Saturday, August 26, 2006

William Kristol

William Kristol, one of the most influential neo-conservative thinkers in Washington and a proponent of what has become known as the Bush Doctrine, is the editor of The Weekly Standard and chairman of The Project for the New American Century.

He has written that the significance of President George W. Bush's State of the Union address in 2002 (the "axis of evil" speech) is too easily forgotten -- that it was a rare moment, "the creation of a new American foreign policy".

On September 11, 2002, as the Bush administration began its sales campaign for the coming war, Kristol suggested that Saddam Hussein could do more harm to the United States than al Qaeda had:
we cannot afford to let Saddam Hussein inflict a worse 9/11 on us in the future.
On September 15, 2002, Kristol claimed that inspection and containment could not work with Saddam:
No one believes the inspections can work.
Actually, UN inspectors believed they could work. So, too, did about half of congressional Democrats. They were right. On September 18, 2002, Kristol opined that a war in Iraq
could have terrifically good effects throughout the Middle East.
On September 19, 2002, Kristol once again pooh-poohed inspections:
We should not fool ourselves by believing that inspections could make any difference at all.
During a debate with David Corn on Fox News Channel, after Corn noted that the goal of inspections was to prevent Saddam from reaching "the finish line" in developing nuclear weapons, Kristol exclaimed,
He's past that finish line. He's past the finish line.
On November 21, 2002, Kristol maintained,
. . . we can remove Saddam because that could start a chain reaction in the Arab world that would be very healthy.
The Republicans in the Senate called the likes of William Kristol to testify before their Foreign Relations Committee.
What's Next in the War on Terrorism?(7-Feb-02):
The larger question with respect to Iraq, as with Afghanistan, is what happens after the combat is concluded. [...] And, as in Kabul but also as in the Kurdish and Shi'ite regions of Iraq in 1991, American and alliance forces will be welcomed in Baghdad as liberators. Indeed, reconstructing Iraq may prove to be a less difficult task than the challenge of building a viable state in Afghanistan.
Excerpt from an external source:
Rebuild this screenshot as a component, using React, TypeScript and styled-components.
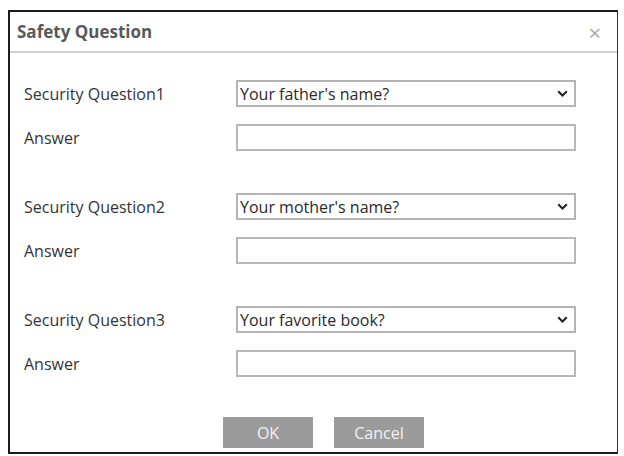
import React, { FC } from 'react'
import styled, { createGlobalStyle } from 'styled-components'

const GlobalStyle = createGlobalStyle`
  body {
    margin: 0;
    background: #ffffff;
    font-family: "Open Sans", "Noto Sans", sans-serif;
  }
`

const questions = [
  { label: 'Security Question1', value: "Your father's name?" },
  { label: 'Security Question2', value: "Your mother's name?" },
  { label: 'Security Question3', value: 'Your favorite book?' }
]

const App: FC = () => (
  <>
    <GlobalStyle />
    <Dialog>
      <Header>
        <Title>Safety Question</Title>
        <Close>×</Close>
      </Header>
      <Body>
        {questions.map((q) => (
          <Group key={q.label}>
            <Row>
              <Label>{q.label}</Label>
              <Select>
                <span>{q.value}</span>
                <svg width="11" height="7" viewBox="0 0 11 7">
                  <path d="M1.2 1.2 L5.5 5.5 L9.8 1.2" fill="none" stroke="#222" strokeWidth="2" />
                </svg>
              </Select>
            </Row>
            <Row>
              <Label>Answer</Label>
              <Input />
            </Row>
          </Group>
        ))}
      </Body>
      <Buttons>
        <Button>OK</Button>
        <Button>Cancel</Button>
      </Buttons>
    </Dialog>
  </>
)

export default App

const Dialog = styled.div`
  box-sizing: border-box;
  margin: 10px 0 0 8px;
  width: 610px;
  height: 444px;
  border: 2px solid #1c1c1c;
  border-right: 1px solid #333;
  display: flex;
  flex-direction: column;
  background: #fff;
`

const Header = styled.div`
  height: 39px;
  border-bottom: 2px solid #cfcfcf;
  display: flex;
  align-items: center;
  justify-content: space-between;
  padding: 0 16px 0 7px;
`

const Title = styled.div`
  font-size: 17px;
  font-weight: 700;
  color: #595959;
`

const Close = styled.div`
  font-size: 22px;
  color: #a8a8a8;
  line-height: 1;
`

const Body = styled.div`
  display: flex;
  flex-direction: column;
  gap: 42px;
  padding: 27px 0 0 14px;
`

const Group = styled.div`
  display: flex;
  flex-direction: column;
  gap: 17px;
`

const Row = styled.div`
  display: grid;
  grid-template-columns: 212px 340px;
  align-items: center;
`

const Label = styled.div`
  font-size: 16px;
  color: #333;
`

const Select = styled.div`
  box-sizing: border-box;
  height: 27px;
  border: 2px solid #b4b4b4;
  display: flex;
  align-items: center;
  justify-content: space-between;
  padding: 0 6px 0 2px;
  font-size: 16px;
  color: #2a2a2a;
`

const Input = styled.div`
  box-sizing: border-box;
  height: 27px;
  border: 2px solid #b8b8b8;
`

const Buttons = styled.div`
  display: flex;
  gap: 21px;
  padding: 40px 0 0 213px;
`

const Button = styled.div`
  width: 90px;
  height: 31px;
  background: #9b9b9b;
  color: #f2f2f2;
  font-size: 16px;
  display: flex;
  align-items: center;
  justify-content: center;
`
The political, strategic and moral rewards would also be even greater. A friendly, free, and oil-producing Iraq would leave Iran isolated and Syria cowed; the Palestinians more willing to negotiate seriously with Israel; and Saudi Arabia with less leverage over policymakers here and in Europe. Removing Saddam Hussein and his henchmen from power presents a genuine opportunity -- one President Bush sees clearly -- to transform the political landscape of the Middle East.
Weekly Standard(April 28, 2003):
The United States committed itself to defeating terror around the world. We committed ourselves to reshaping the Middle East, so the region would no longer be a hotbed of terrorism, extremism, anti-Americanism, and weapons of mass destruction. The first two battles of this new era are now over. The battles of Afghanistan and Iraq have been won decisively and honorably. But these are only two battles. We are only at the end of the beginning in the war on terror and terrorist states.
On February 20, 2003, Kristol summed up the argument for war against Saddam:
He's got weapons of mass destruction. At some point he will use them or give them to a terrorist group to use...Look, if we free the people of Iraq we will be respected in the Arab world....France and Germany don't have the courage to face up to the situation. That's too bad. Most of Europe is with us. And I think we will be respected around the world for helping the people of Iraq to be liberated.
On March 1, 2003, Kristol dismissed concerns that sectarian conflict might arise following a US invasion of Iraq:
We talk here about Shiites and Sunnis as if they've never lived together. Most Arab countries have Shiites and Sunnis, and a lot of them live perfectly well together.
He also said,
Very few wars in American history were prepared better or more thoroughly than this one by this president.
And Kristol maintained that the war would be a bargain at $100 to $200 billion. The running tab is now nearing half a trillion dollars. On March 5, 2003, Kristol said,
I think we'll be vindicated when we discover the weapons of mass destruction and when we liberate the people of Iraq.
Then on NPR, on (April Fools' Day, 2003), he uttered the words that Al Franken never gets tired of playing:
There's been a certain amount of pop sociology in America ... that the Shia can't get along with the Sunni and the Shia in Iraq just want to establish some kind of Islamic fundamentalist regime. There's almost no evidence of that at all. Iraq's always been very secular.